Extract every line of the material that holds the string "styles".

─── Material provided ───

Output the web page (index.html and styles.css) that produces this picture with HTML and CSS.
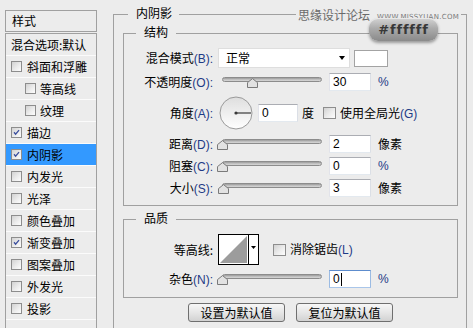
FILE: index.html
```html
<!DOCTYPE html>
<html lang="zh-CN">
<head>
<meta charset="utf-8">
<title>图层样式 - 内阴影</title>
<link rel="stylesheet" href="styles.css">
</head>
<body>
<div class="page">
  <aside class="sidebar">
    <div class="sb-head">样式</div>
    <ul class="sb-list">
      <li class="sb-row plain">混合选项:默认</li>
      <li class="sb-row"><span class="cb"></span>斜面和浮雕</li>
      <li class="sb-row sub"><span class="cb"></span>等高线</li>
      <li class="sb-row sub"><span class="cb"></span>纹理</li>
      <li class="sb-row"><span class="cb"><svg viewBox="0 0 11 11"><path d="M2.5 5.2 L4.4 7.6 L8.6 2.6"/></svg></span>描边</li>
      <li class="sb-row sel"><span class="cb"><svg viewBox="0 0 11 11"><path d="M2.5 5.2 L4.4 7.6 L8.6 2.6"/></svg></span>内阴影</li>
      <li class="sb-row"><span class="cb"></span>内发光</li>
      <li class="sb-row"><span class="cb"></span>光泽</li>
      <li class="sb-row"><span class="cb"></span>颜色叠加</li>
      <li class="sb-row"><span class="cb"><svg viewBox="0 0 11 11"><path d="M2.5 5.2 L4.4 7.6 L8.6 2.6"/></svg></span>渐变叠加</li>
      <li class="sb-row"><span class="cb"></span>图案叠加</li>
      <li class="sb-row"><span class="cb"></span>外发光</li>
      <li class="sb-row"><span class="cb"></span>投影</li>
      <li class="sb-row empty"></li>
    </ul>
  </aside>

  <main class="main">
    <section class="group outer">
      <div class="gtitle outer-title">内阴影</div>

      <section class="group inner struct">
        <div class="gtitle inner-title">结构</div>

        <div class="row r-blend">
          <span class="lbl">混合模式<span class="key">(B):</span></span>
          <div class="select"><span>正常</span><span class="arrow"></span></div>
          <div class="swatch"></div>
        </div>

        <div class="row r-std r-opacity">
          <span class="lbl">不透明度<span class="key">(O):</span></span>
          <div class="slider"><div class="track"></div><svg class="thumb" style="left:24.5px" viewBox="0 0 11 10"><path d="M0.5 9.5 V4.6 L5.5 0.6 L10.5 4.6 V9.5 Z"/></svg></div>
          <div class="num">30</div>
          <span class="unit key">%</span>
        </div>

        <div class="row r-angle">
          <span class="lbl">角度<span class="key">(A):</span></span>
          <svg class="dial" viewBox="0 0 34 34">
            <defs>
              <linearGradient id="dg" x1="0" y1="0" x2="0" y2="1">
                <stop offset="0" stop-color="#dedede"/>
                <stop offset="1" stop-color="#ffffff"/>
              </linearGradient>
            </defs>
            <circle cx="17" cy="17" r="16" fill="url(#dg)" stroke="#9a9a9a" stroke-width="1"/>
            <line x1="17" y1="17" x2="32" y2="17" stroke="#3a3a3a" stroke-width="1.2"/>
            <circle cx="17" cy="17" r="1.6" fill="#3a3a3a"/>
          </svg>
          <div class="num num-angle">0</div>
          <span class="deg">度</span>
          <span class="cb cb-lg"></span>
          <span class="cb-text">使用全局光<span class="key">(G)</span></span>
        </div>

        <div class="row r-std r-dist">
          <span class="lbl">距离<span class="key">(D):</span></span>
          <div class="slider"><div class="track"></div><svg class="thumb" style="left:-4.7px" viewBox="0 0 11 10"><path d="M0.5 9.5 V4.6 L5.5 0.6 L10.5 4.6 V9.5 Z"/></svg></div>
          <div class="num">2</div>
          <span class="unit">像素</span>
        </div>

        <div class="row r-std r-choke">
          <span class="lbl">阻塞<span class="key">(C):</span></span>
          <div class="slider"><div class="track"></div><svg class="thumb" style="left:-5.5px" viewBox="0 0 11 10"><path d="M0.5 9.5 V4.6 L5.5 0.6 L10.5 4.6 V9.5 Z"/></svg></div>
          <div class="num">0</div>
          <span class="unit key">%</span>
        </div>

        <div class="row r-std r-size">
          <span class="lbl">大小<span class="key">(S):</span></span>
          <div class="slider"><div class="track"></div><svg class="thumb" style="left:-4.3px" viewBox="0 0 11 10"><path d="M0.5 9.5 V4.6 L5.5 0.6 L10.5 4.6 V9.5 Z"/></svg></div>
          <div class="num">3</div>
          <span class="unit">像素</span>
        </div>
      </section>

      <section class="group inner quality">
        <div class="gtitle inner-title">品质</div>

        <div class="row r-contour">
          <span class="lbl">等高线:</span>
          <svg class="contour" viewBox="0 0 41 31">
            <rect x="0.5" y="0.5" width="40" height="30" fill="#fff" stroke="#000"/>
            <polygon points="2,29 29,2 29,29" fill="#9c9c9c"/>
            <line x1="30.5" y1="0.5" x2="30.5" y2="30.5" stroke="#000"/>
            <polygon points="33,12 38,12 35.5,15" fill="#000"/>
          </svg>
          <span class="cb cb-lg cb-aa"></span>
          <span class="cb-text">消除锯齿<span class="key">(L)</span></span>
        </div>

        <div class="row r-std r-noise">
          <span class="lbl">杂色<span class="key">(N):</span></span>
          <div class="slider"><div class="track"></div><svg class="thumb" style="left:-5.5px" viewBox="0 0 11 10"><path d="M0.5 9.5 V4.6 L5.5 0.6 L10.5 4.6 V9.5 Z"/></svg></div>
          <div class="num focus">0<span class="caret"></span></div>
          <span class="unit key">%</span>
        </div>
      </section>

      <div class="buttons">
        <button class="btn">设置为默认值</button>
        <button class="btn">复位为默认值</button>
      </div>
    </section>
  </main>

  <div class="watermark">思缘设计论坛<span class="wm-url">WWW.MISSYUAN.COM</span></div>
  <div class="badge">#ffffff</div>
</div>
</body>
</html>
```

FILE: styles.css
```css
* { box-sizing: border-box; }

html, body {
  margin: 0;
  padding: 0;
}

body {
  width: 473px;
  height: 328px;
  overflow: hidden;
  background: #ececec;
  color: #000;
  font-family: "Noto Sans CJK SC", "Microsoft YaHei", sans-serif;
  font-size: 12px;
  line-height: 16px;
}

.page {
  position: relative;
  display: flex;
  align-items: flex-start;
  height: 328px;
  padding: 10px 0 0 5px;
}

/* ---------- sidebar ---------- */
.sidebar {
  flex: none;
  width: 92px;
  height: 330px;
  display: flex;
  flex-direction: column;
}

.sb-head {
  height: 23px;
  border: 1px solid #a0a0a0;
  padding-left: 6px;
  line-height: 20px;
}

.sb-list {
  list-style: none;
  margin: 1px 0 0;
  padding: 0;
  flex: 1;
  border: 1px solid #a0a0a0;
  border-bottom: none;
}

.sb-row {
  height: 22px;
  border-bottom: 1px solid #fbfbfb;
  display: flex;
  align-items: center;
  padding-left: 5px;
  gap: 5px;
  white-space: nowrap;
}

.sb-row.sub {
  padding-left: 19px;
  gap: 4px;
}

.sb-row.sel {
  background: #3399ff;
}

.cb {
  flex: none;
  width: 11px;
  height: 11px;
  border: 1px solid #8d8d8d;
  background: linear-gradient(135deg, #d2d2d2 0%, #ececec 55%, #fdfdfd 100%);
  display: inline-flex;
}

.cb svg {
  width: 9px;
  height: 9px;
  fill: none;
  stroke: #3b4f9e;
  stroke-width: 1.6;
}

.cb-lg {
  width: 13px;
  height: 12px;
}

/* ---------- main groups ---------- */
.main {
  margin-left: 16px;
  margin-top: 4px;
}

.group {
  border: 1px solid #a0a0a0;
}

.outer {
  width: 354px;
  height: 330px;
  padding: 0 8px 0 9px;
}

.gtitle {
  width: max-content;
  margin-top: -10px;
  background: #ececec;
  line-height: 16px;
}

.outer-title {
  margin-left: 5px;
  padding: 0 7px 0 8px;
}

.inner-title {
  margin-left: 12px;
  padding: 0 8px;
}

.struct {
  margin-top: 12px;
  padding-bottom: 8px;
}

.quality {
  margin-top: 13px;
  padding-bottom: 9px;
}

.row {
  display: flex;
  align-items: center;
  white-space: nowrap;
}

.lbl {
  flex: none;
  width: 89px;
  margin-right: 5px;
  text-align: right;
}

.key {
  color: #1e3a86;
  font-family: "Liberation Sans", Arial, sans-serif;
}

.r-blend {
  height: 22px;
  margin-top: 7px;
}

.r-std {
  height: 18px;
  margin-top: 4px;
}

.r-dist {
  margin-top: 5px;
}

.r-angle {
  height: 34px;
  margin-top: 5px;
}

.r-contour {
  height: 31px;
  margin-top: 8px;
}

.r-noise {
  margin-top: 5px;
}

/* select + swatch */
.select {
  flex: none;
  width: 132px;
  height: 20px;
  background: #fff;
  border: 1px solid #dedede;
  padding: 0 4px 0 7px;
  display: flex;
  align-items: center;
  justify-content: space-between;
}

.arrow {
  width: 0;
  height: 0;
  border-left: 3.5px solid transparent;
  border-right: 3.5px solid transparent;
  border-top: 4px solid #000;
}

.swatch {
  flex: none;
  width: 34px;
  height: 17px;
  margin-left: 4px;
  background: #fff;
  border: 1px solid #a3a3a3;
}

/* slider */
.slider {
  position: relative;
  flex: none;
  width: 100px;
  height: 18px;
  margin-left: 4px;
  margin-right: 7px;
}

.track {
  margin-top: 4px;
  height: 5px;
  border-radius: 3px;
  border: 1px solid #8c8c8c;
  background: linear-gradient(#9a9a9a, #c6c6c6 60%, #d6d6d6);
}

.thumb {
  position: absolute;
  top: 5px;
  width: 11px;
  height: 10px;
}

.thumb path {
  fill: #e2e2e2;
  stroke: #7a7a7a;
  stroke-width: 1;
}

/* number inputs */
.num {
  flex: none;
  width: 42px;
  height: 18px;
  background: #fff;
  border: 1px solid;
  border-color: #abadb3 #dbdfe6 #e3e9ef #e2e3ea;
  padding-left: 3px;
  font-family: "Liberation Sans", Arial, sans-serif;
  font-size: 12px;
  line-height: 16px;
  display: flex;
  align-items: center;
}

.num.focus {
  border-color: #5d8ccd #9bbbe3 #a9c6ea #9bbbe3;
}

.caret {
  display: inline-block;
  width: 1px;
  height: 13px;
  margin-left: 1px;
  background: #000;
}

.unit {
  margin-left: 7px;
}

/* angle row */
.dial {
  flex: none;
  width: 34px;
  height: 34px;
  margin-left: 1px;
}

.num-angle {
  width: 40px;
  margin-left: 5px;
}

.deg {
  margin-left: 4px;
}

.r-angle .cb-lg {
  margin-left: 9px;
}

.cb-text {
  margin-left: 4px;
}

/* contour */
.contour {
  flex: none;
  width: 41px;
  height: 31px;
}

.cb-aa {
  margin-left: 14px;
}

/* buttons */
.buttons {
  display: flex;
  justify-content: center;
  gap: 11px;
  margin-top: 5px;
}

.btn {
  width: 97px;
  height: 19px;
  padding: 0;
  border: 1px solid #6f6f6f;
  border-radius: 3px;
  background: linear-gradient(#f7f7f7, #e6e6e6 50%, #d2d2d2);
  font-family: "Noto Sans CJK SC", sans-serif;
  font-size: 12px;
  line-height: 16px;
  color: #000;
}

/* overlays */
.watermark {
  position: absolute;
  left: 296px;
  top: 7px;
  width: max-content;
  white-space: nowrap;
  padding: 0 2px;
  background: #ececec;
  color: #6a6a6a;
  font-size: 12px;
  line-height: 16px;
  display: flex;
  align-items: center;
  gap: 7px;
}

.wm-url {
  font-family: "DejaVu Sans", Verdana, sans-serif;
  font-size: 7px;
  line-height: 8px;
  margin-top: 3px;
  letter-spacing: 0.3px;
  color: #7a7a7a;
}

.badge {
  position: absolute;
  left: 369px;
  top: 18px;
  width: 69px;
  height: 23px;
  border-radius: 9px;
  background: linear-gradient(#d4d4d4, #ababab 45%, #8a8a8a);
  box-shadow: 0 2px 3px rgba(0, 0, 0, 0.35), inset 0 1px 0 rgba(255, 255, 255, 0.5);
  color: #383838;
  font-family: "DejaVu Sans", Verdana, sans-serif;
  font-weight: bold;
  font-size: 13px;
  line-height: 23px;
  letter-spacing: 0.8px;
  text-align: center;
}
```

───

=== Task solution ===
Output the web page (index.html and styles.css) that produces this picture with HTML and CSS.
<link rel="stylesheet" href="styles.css">
FILE: styles.css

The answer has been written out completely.